Toronto City Councillor for Ward 4
- In office 1988–1997
- Succeeded by: ward renamed

Toronto City Councillor for Trinity—Spadina
- In office 2006–2006
- Preceded by: Olivia Chow
- Succeeded by: Adam Vaughan

Personal details
- Born: September 4, 1952 (age 73) Sever do Vouga, Aveiro, Portugal
- Party: New Democratic Party
- Occupation: broadcaster

= Martin Silva =

Canadian radio personality (born 1952)

Martin Silva (born September 4, 1952) is a Portuguese-born Canadian radio personality and former politician based in Toronto, Ontario.

== Biography ==
Born in Sever do Vouga, Aveiro, Portugal, he emigrated to Canada in August 1968, where he gained popularity in the Portuguese community as a radio announcer on CHIN Radio. In 1973 he hosted a Portuguese language morning show called Ecos de Portugal and continued with Wake Up Portuguese Style in 1982.

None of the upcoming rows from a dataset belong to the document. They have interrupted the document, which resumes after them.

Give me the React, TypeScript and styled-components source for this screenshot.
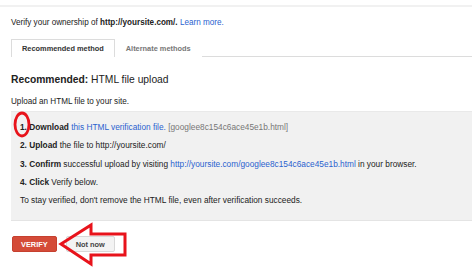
import styled, { createGlobalStyle } from 'styled-components';

const GlobalStyle = createGlobalStyle`
    html, body {
        margin: 0;
        padding: 0;
        background: #fff;
    }
    body {
        font-family: "Liberation Sans", Arial, sans-serif;
        color: #222;
    }
`;

const Page = styled.div`
    position: relative;
    width: 472px;
    height: 278px;
    overflow: hidden;
`;

const TopRule = styled.div`
    height: 5px;
    border-bottom: 2px solid #f1f1f1;
`;

const Content = styled.div`
    padding-left: 11px;
`;

const Intro = styled.div`
    margin-top: 10px;
    font-size: 8.15px;
    line-height: 12px;
    white-space: nowrap;
`;

const Link = styled.a`
    color: #2a62cf;
    text-decoration: none;
`;

const TabBar = styled.div`
    display: flex;
    margin-top: 10px;
    border-bottom: 1px solid #dcdcdc;
`;

const Tab = styled.div<{ $active?: boolean }>`
    height: 16px;
    padding: 0 10px 1px;
    display: flex;
    align-items: center;
    font-size: 7.4px;
    font-weight: bold;
    color: ${p => (p.$active ? '#333' : '#777')};
    background: #fff;
    border: 1px solid ${p => (p.$active ? '#dcdcdc' : 'transparent')};
    border-bottom: none;
    margin-bottom: -1px;
`;

const Heading = styled.h2`
    margin: 16px 0 0;
    font-size: 10.3px;
    line-height: 14px;
    font-weight: normal;
    color: #222;
`;

const SubText = styled.p`
    margin: 9px 0 0;
    font-size: 8.15px;
    line-height: 12px;
`;

const StepsBox = styled.div`
    margin-top: 3px;
    background: #f1f1f1;
    border-top: 1px solid #e9e9e9;
    border-bottom: 1px solid #e4e4e4;
    padding: 6px 0 11px 9px;
    font-size: 8.3px;
    white-space: nowrap;
`;

const Step = styled.div`
    line-height: 18.3px;
    height: 18.3px;
`;

const FileName = styled.span`
    color: #777;
`;

const Actions = styled.div`
    display: flex;
    gap: 9px;
    margin-top: 15px;
    padding-left: 1px;
`;

const Button = styled.button<{ $primary?: boolean }>`
    height: 16px;
    padding: 0 ${p => (p.$primary ? '8px' : '9px')};
    font-family: "Liberation Sans", Arial, sans-serif;
    font-size: 7.4px;
    font-weight: bold;
    border-radius: 2px;
    border: 1px solid ${p => (p.$primary ? '#c6402f' : '#d8d8d8')};
    background: ${p => (p.$primary ? '#d44b38' : '#f3f3f3')};
    color: ${p => (p.$primary ? '#fff' : '#444')};
`;

const Annotations = styled.svg`
    position: absolute;
    left: 0;
    top: 0;
    pointer-events: none;
`;

export default function App() {
    return (
        <Page>
            <GlobalStyle />
            <TopRule />
            <Content>
                <Intro>
                    Verify your ownership of <b>http://yoursite.com/.</b>{' '}
                    <Link href="#">Learn more.</Link>
                </Intro>

                <TabBar>
                    <Tab $active>Recommended method</Tab>
                    <Tab>Alternate methods</Tab>
                </TabBar>

                <Heading>
                    <b>Recommended:</b> HTML file upload
                </Heading>
                <SubText>Upload an HTML file to your site.</SubText>

                <StepsBox>
                    <Step>
                        <b>1. Download</b> <Link href="#">this HTML verification file.</Link>{' '}
                        <FileName>[googlee8c154c6ace45e1b.html]</FileName>
                    </Step>
                    <Step>
                        <b>2. Upload</b> the file to http://yoursite.com/
                    </Step>
                    <Step>
                        <b>3. Confirm</b> successful upload by visiting{' '}
                        <Link href="#">http://yoursite.com/googlee8c154c6ace45e1b.html</Link> in your
                        browser.
                    </Step>
                    <Step>
                        <b>4. Click</b> Verify below.
                    </Step>
                    <Step>To stay verified, don't remove the HTML file, even after verification succeeds.</Step>
                </StepsBox>

                <Actions>
                    <Button $primary>VERIFY</Button>
                    <Button>Not now</Button>
                </Actions>
            </Content>

            {/* red markup drawn over the screenshot */}
            <Annotations width="472" height="278" viewBox="0 0 472 278">
                <ellipse cx="22" cy="124.5" rx="7" ry="11.5" fill="none" stroke="#e8131b" strokeWidth="2.8" />
                <polygon
                    points="61,244 91,225 91,234 125,234 125,255 91,255 91,264"
                    fill="none"
                    stroke="#e8131b"
                    strokeWidth="3"
                    strokeLinejoin="miter"
                />
            </Annotations>
        </Page>
    );
}
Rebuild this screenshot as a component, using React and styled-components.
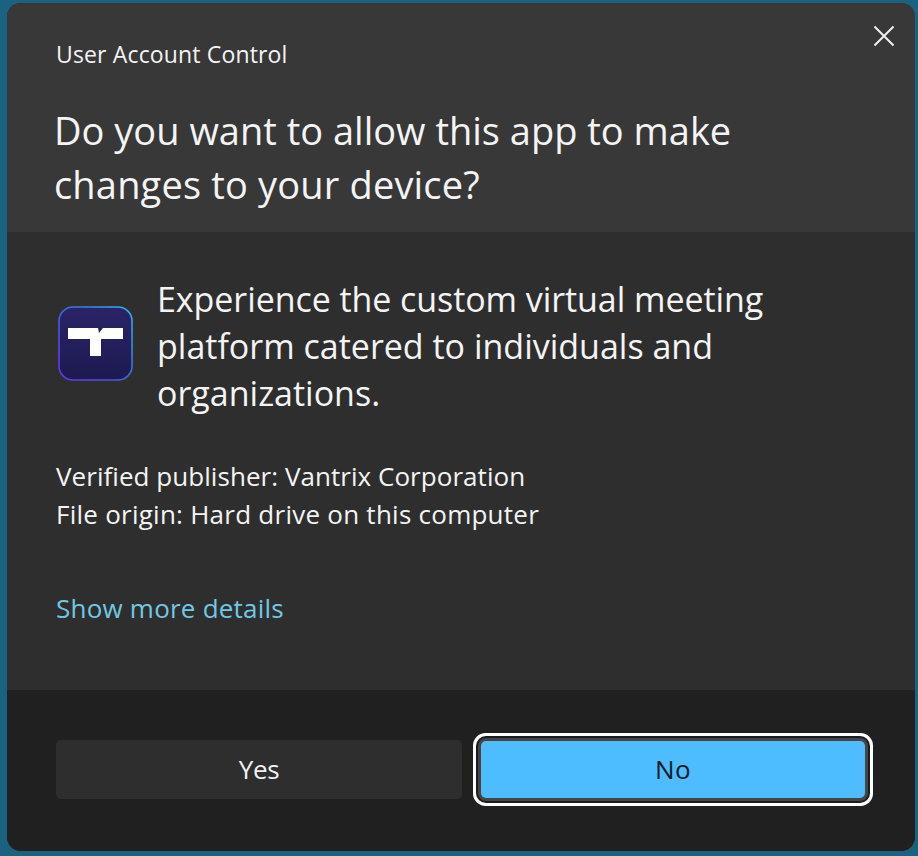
import React from 'react';
import styled, { createGlobalStyle } from 'styled-components';

const GlobalStyle = createGlobalStyle`
    html, body {
        margin: 0;
        padding: 0;
        background: #1b6280;
    }
`;

const Page = styled.div`
    box-sizing: border-box;
    width: 918px;
    height: 856px;
    padding: 3px 3px 5px 7px;
    overflow: hidden;
    font-family: "Open Sans", "Noto Sans", sans-serif;
`;

const Dialog = styled.div`
    position: relative;
    display: flex;
    flex-direction: column;
    height: 100%;
    border-radius: 14px;
    overflow: hidden;
    background: #2e2e2e;
    color: #f4f4f4;
`;

const Header = styled.header`
    box-sizing: border-box;
    height: 229px;
    padding: 37px 40px 0 47px;
    background: #383838;
`;

const Caption = styled.div`
    padding-left: 2px;
    font-size: 23px;
    line-height: 28px;
    letter-spacing: 0.15px;
`;

const Title = styled.h1`
    margin: 35px 0 0;
    font-size: 38px;
    font-weight: 400;
    line-height: 54px;
    white-space: nowrap;
`;

/* one line of text, tracked on its own so that it ends where the reference does */
const Line = styled.span`
    display: block;
    letter-spacing: ${({ $tracking }) => $tracking || 0}px;
`;

const CloseButton = styled.button`
    position: absolute;
    top: 22px;
    right: 20px;
    display: flex;
    width: 22px;
    height: 22px;
    padding: 0;
    border: 0;
    background: none;
    color: #f0f0f0;
`;

const Body = styled.main`
    flex: 1;
    box-sizing: border-box;
    padding: 44px 40px 0 49px;
`;

const AppRow = styled.div`
    display: flex;
    align-items: flex-start;
    gap: 24px;
    margin-left: 2px;
`;

const IconSlot = styled.div`
    flex-shrink: 0;
    height: 75px;
    margin-top: 30px;
`;

const AppName = styled.div`
    width: 680px;
    font-size: 34px;
    line-height: 47px;
`;

const Details = styled.div`
    margin-top: 40px;
    font-size: 26px;
    line-height: 38px;
`;

const MoreLink = styled.a`
    display: block;
    margin-top: 56px;
    color: #72c8e4;
    font-size: 26px;
    line-height: 38px;
    letter-spacing: 0.22px;
`;

const Footer = styled.footer`
    display: flex;
    align-items: center;
    box-sizing: border-box;
    height: 161px;
    padding: 0 49px 2px;
    gap: 19px;
    background: #202020;
`;

const Button = styled.button`
    box-sizing: border-box;
    width: ${({ $width }) => $width}px;
    height: ${({ $primary }) => ($primary ? 57 : 59)}px;
    padding: 0 0 2px;
    border: 0;
    border-radius: 5px;
    font-family: inherit;
    font-size: 26px;
    letter-spacing: ${({ $primary }) => ($primary ? 0.5 : -0.3)}px;
    color: ${({ $primary }) => ($primary ? '#0b1a24' : '#f2f2f2')};
    background: ${({ $primary }) => ($primary ? '#4dbdff' : '#2e2e2e')};
    box-shadow: ${({ $primary }) => ($primary ? '0 0 0 3px #454545, 0 0 0 5px #1c1c1c, 0 0 0 8px #fff' : 'none')};
`;

const AppIcon = () => (
    <svg width="75" height="75" viewBox="0 0 75 75" display="block">
        <defs>
            <linearGradient id="iconFill" x1="0" y1="0" x2="0" y2="1">
                <stop offset="0" stopColor="#2a2468" />
                <stop offset="1" stopColor="#1c1a50" />
            </linearGradient>
            <linearGradient id="iconEdge" x1="0" y1="1" x2="1" y2="0">
                <stop offset="0" stopColor="#6a32e8" />
                <stop offset="0.5" stopColor="#3f64d8" />
                <stop offset="1" stopColor="#38b4e8" />
            </linearGradient>
        </defs>
        <rect x="1" y="1" width="73" height="73" rx="14" fill="url(#iconFill)" stroke="url(#iconEdge)" strokeWidth="1.6" />
        <path d="M10 22H40L41 27L45 22H65V33H43V50H32V33H10Z" fill="#fff" />
    </svg>
);

const CloseIcon = () => (
    <svg width="22" height="22" viewBox="0 0 22 22" fill="none" stroke="currentColor" strokeWidth="2">
        <path d="M1.5 1.5L20.5 20.5M20.5 1.5L1.5 20.5" />
    </svg>
);

export default function App() {
    return (
        <Page>
            <GlobalStyle />
            <Dialog>
                <Header>
                    <Caption>User Account Control</Caption>
                    <Title>
                        <Line>Do you want to allow this app to make</Line>
                        <Line $tracking={0.17}>changes to your device?</Line>
                    </Title>
                </Header>
                <CloseButton aria-label="Close">
                    <CloseIcon />
                </CloseButton>
                <Body>
                    <AppRow>
                        <IconSlot>
                            <AppIcon />
                        </IconSlot>
                        <AppName>
                            <Line $tracking={-0.07}>Experience the custom virtual meeting</Line>
                            <Line>platform catered to individuals and</Line>
                            <Line>organizations.</Line>
                        </AppName>
                    </AppRow>
                    <Details>
                        <Line $tracking={0.05}>Verified publisher: Vantrix Corporation</Line>
                        <Line $tracking={0.25}>File origin: Hard drive on this computer</Line>
                    </Details>
                    <MoreLink>Show more details</MoreLink>
                </Body>
                <Footer>
                    <Button $width={406}>Yes</Button>
                    <Button $primary $width={384}>No</Button>
                </Footer>
            </Dialog>
        </Page>
    );
}
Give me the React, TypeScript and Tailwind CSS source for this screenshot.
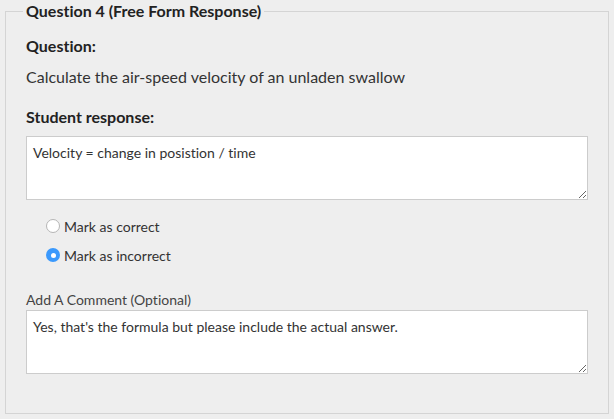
import { useState } from 'react';

function Radio({ checked, label, onClick }: { checked: boolean; label: string; onClick: () => void }) {
  return (
    <button type="button" onClick={onClick} className="flex items-center h-5 ml-5 text-left">
      {checked ? (
        <span className="w-[14px] h-[14px] rounded-full bg-[#3b99fc] flex items-center justify-center">
          <span className="w-[5px] h-[5px] rounded-full bg-white" />
        </span>
      ) : (
        <span className="w-[14px] h-[14px] rounded-full bg-white border border-[#b5b5b5]" />
      )}
      <span className="ml-[4px] text-[14px] text-[#333]">{label}</span>
    </button>
  );
}

export default function App() {
  const [correct, setCorrect] = useState(false);

  return (
    <div className="w-[614px] h-[419px] bg-[#eeeeee] pl-[5px] pr-[5px] font-['Lato','Liberation_Sans',sans-serif] text-[#333] [font-variant-ligatures:none]">
      <fieldset className="m-0 w-[604px] border border-[#d4d4d4] pl-5 pr-5 pb-[39px]">
        <legend className="-ml-[3px] px-[3px] text-[16px] leading-[22px] font-bold text-[#222]">
          Question 4 (Free Form Response)
        </legend>

        <h3 className="mt-[14px] text-[16px] leading-5 font-bold text-[#222]">Question:</h3>
        <p className="mt-[11px] text-[16px] leading-5">Calculate the air-speed velocity of an unladen swallow</p>

        <h3 className="mt-5 text-[16px] leading-5 font-bold text-[#222]">Student response:</h3>
        <textarea
          className="mt-[9px] block w-[562px] h-[64px] bg-white border border-[#cccccc] px-[6px] py-[7px] text-[14px] leading-[18px] text-[#333] outline-none [font-variant-ligatures:none]"
          defaultValue="Velocity = change in posistion / time"
        />

        <div className="mt-[16px] flex flex-col gap-[9px]">
          <Radio checked={correct} label="Mark as correct" onClick={() => setCorrect(true)} />
          <Radio checked={!correct} label="Mark as incorrect" onClick={() => setCorrect(false)} />
        </div>

        <label className="block mt-[26px] text-[14px] leading-[18px] text-[#444]">Add A Comment (Optional)</label>
        <textarea
          className="mt-px block w-[562px] h-[64px] bg-white border border-[#cccccc] px-[6px] py-[7px] text-[14px] leading-[18px] text-[#333] outline-none [font-variant-ligatures:none]"
          defaultValue="Yes, that's the formula but please include the actual answer."
        />
      </fieldset>
    </div>
  );
}
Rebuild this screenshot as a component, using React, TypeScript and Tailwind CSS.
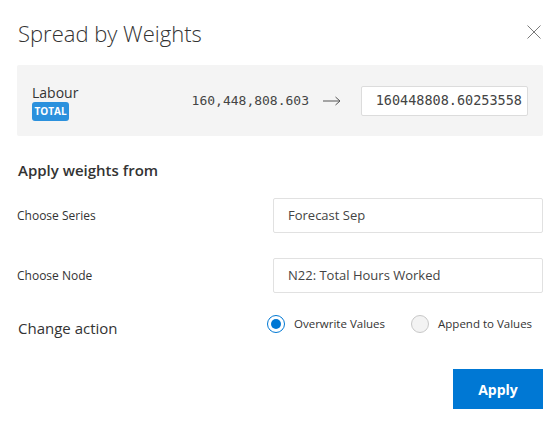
const sans = { fontFamily: '"Open Sans", "Noto Sans", sans-serif' };

const CloseIcon = () => (
  <svg width="14" height="14" viewBox="0 0 14 14" className="text-[#7a7a7a]">
    <path d="M0.5 0.5 L13.5 13.5 M13.5 0.5 L0.5 13.5" stroke="currentColor" strokeWidth="1" fill="none" />
  </svg>
);

const LongArrow = () => (
  <svg width="18" height="10" viewBox="0 0 18 10" className="text-[#555]">
    <path d="M0 5 H17 M12.5 1 L17 5 L12.5 9" stroke="currentColor" strokeWidth="1" fill="none" />
  </svg>
);

const Radio = ({ checked, label }: { checked?: boolean; label: string }) => (
  <label className="flex items-center gap-[9px] whitespace-nowrap text-[11.5px] text-[#333]">
    {checked ? (
      <span className="flex h-[18px] w-[18px] shrink-0 items-center justify-center rounded-full border border-[#0078d4] bg-white">
        <span className="h-[10px] w-[10px] rounded-full bg-[#0078d4]" />
      </span>
    ) : (
      <span className="h-[18px] w-[18px] shrink-0 rounded-full border border-[#c8c8c8] bg-[#f3f3f3]" />
    )}
    {label}
  </label>
);

const Field = ({ label, value }: { label: string; value: string }) => (
  <div className="flex items-center">
    <div className="text-[12px] text-[#333]">{label}</div>
    <div className="ml-auto flex h-[35px] w-[270px] items-center rounded-[2px] border border-[#e1e1e1] bg-white px-[14px] text-[13px] text-[#444]">
      {value}
    </div>
  </div>
);

export default function App() {
  return (
    <div className="h-[425px] w-[560px] bg-white px-[17px]" style={sans}>
      {/* header */}
      <div className="flex h-[65px] items-start justify-between">
        <h1 className="mt-[18px] pl-[1px] text-[22px] font-light leading-[30px] text-[#333]">Spread by Weights</h1>
        <button className="mr-[2px] mt-[25px]">
          <CloseIcon />
        </button>
      </div>

      {/* total panel */}
      <div className="flex h-[71px] items-center rounded-[2px] bg-[#f4f4f4] pl-[15px] pr-[15px]">
        <div className="mt-[4px] flex flex-col items-start">
          <span className="text-[14px] leading-[17px] text-[#333]">Labour</span>
          <span className="mt-[1px] flex h-[19px] w-[37px] items-center justify-center rounded-[3px] bg-[#2b91dd] text-[10px] font-bold text-white">
            TOTAL
          </span>
        </div>
        <div className="ml-auto flex items-center text-[#444]" style={{ fontFamily: '"DejaVu Sans Mono", monospace' }}>
          <span className="text-[13px]">160,448,808.603</span>
          <span className="ml-[14px] mr-[20px] flex">
            <LongArrow />
          </span>
          <div className="flex h-[30px] w-[167px] items-center justify-end rounded-[2px] border border-[#dcdcdc] bg-white pr-[5px] text-[13.5px]">
            160448808.60253558
          </div>
        </div>
      </div>

      {/* weights */}
      <h2 className="mt-[24px] pl-[1px] text-[15px] font-semibold leading-[20px] text-[#333]">Apply weights from</h2>
      <div className="mt-[18px] flex flex-col gap-[25px]">
        <Field label="Choose Series" value="Forecast Sep" />
        <Field label="Choose Node" value="N22: Total Hours Worked" />
      </div>

      {/* action */}
      <div className="mt-[19px] flex items-start">
        <div className="mt-[6px] pl-[1px] text-[15px] font-medium leading-[20px] text-[#333]">Change action</div>
        <div className="ml-auto flex h-[24px] w-[276px] items-center gap-[26px]">
          <Radio checked label="Overwrite Values" />
          <Radio label="Append to Values" />
        </div>
      </div>

      <div className="mt-[31px] flex justify-end">
        <button className="h-[40px] w-[90px] bg-[#0078d4] text-[14px] font-bold text-white">Apply</button>
      </div>
    </div>
  );
}
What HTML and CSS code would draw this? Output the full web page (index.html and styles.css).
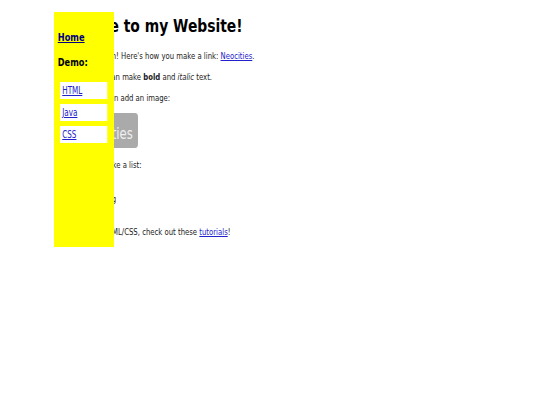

He was elected to the Toronto City Council in 1988 as Ward 4 councillor. A member of the New Democratic Party's Toronto caucus, he was re-elected in 1991 and 1994. Silva was the Ontario New Democratic Party's candidate in Parkdale in the 1995 provincial election but was defeated by incumbent Liberal MPP Tony Ruprecht.

He wasn't re-elected in the 1997 municipal election, when he came third after Joe Pantalone and Mario Silva in a newly formed ward. There appeared to be some confusion amongst voters as he shared the same last name with Mario Silva.

After the election he served as a union representative for the Hotel Employees, Restaurant Employees Union (HERE), Local 75 and then returned to CHIN Radio in late 2001.

On February 1, 2006, Toronto City Council appointed Silva to fill the vacancy in Ward 20 that was created when Olivia Chow decided to run in the federal riding of Trinity-Spadina. Silva served as councillor until the 2006 municipal election in November 2006. A condition of the appointment was that he wasn't allowed to run as a candidate in that election.

His vocation for radio came early. and he continues at CHIN Radio, now in the position of Account Executive.